--- Provided data ---
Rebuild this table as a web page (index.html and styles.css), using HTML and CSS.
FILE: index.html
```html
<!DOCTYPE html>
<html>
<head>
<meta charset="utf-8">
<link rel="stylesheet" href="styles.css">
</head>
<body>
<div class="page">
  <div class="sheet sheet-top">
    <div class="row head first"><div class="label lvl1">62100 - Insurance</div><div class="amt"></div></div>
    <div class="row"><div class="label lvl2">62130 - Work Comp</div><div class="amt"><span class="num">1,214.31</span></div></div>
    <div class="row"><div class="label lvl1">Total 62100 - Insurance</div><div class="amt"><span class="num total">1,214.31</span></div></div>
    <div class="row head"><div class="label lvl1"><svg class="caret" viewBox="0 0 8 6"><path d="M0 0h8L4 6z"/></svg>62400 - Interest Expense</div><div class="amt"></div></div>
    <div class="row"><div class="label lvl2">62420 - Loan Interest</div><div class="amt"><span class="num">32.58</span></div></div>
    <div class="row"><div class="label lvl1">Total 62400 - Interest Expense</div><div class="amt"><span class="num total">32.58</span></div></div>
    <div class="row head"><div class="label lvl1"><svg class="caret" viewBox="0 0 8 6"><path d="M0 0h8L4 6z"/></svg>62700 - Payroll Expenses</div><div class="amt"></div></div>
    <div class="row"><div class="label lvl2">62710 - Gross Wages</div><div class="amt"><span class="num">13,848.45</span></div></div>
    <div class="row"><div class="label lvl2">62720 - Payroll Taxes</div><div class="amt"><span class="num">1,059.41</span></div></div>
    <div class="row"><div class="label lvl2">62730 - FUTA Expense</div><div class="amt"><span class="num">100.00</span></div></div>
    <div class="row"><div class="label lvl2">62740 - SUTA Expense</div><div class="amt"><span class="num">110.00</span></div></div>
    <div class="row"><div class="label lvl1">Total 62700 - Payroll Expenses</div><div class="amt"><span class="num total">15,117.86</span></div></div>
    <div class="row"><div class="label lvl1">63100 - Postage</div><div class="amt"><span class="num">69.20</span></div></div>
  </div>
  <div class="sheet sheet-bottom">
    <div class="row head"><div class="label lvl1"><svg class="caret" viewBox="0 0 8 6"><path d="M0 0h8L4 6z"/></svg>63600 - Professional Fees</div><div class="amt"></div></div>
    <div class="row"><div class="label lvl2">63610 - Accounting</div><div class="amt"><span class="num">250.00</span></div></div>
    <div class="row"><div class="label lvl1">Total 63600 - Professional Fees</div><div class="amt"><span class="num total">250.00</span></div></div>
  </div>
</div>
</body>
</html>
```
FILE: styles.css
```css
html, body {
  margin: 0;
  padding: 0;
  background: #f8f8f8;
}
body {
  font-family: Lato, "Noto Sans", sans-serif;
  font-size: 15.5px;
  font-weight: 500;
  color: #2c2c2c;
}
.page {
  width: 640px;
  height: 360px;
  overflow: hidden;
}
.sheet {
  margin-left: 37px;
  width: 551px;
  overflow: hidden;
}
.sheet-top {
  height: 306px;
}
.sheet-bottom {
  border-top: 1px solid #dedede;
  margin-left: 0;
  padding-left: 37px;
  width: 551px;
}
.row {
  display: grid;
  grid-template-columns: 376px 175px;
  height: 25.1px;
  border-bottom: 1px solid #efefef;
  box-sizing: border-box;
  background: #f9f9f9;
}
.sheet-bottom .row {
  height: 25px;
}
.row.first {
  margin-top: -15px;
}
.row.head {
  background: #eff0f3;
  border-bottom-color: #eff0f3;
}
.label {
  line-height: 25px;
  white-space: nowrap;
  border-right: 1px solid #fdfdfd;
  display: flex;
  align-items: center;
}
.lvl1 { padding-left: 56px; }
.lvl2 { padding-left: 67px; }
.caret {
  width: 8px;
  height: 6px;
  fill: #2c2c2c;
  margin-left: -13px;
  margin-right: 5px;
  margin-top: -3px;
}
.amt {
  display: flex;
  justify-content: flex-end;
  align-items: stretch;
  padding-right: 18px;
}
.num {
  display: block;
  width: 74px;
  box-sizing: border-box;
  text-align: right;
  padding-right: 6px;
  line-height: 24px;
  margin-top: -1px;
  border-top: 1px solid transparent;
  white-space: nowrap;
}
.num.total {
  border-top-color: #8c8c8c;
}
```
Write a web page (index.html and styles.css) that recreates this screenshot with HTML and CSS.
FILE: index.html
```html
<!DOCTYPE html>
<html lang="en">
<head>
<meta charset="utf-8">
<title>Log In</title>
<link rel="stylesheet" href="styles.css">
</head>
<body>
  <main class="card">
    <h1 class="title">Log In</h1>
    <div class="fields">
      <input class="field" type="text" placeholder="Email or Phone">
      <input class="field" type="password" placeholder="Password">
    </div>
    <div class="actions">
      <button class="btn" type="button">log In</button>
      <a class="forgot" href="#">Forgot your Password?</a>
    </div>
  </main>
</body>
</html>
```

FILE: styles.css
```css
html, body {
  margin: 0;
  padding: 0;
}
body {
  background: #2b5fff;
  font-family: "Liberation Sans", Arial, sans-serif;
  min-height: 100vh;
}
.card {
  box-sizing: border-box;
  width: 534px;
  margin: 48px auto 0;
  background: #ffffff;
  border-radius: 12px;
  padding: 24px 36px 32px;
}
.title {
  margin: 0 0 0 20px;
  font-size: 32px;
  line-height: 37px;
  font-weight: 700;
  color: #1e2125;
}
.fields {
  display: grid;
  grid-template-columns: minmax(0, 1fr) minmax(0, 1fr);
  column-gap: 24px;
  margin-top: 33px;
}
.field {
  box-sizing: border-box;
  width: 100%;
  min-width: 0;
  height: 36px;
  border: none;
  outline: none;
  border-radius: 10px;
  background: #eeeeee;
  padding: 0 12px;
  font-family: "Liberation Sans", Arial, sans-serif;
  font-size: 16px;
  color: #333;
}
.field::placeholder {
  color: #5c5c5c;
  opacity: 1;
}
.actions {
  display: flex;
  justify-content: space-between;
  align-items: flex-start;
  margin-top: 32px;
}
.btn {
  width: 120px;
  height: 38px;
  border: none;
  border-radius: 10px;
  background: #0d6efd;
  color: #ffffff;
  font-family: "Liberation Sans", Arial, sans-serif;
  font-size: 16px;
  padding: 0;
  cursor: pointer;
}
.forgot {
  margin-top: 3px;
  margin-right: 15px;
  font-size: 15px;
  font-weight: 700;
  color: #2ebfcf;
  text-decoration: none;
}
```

--- Task instructions ---
All lines from the one containing "Write a web" through the end of the records, both ends included, are to be quoted exactly; please add nothing else.

--- Solution for this problem ---
Write a web page (index.html and styles.css) that recreates this screenshot with HTML and CSS.
FILE: index.html
```html
<!DOCTYPE html>
<html lang="en">
<head>
<meta charset="utf-8">
<title>Log In</title>
<link rel="stylesheet" href="styles.css">
</head>
<body>
  <main class="card">
    <h1 class="title">Log In</h1>
    <div class="fields">
      <input class="field" type="text" placeholder="Email or Phone">
      <input class="field" type="password" placeholder="Password">
    </div>
    <div class="actions">
      <button class="btn" type="button">log In</button>
      <a class="forgot" href="#">Forgot your Password?</a>
    </div>
  </main>
</body>
</html>
```

FILE: styles.css
```css
html, body {
  margin: 0;
  padding: 0;
}
body {
  background: #2b5fff;
  font-family: "Liberation Sans", Arial, sans-serif;
  min-height: 100vh;
}
.card {
  box-sizing: border-box;
  width: 534px;
  margin: 48px auto 0;
  background: #ffffff;
  border-radius: 12px;
  padding: 24px 36px 32px;
}
.title {
  margin: 0 0 0 20px;
  font-size: 32px;
  line-height: 37px;
  font-weight: 700;
  color: #1e2125;
}
.fields {
  display: grid;
  grid-template-columns: minmax(0, 1fr) minmax(0, 1fr);
  column-gap: 24px;
  margin-top: 33px;
}
.field {
  box-sizing: border-box;
  width: 100%;
  min-width: 0;
  height: 36px;
  border: none;
  outline: none;
  border-radius: 10px;
  background: #eeeeee;
  padding: 0 12px;
  font-family: "Liberation Sans", Arial, sans-serif;
  font-size: 16px;
  color: #333;
}
.field::placeholder {
  color: #5c5c5c;
  opacity: 1;
}
.actions {
  display: flex;
  justify-content: space-between;
  align-items: flex-start;
  margin-top: 32px;
}
.btn {
  width: 120px;
  height: 38px;
  border: none;
  border-radius: 10px;
  background: #0d6efd;
  color: #ffffff;
  font-family: "Liberation Sans", Arial, sans-serif;
  font-size: 16px;
  padding: 0;
  cursor: pointer;
}
.forgot {
  margin-top: 3px;
  margin-right: 15px;
  font-size: 15px;
  font-weight: 700;
  color: #2ebfcf;
  text-decoration: none;
}
```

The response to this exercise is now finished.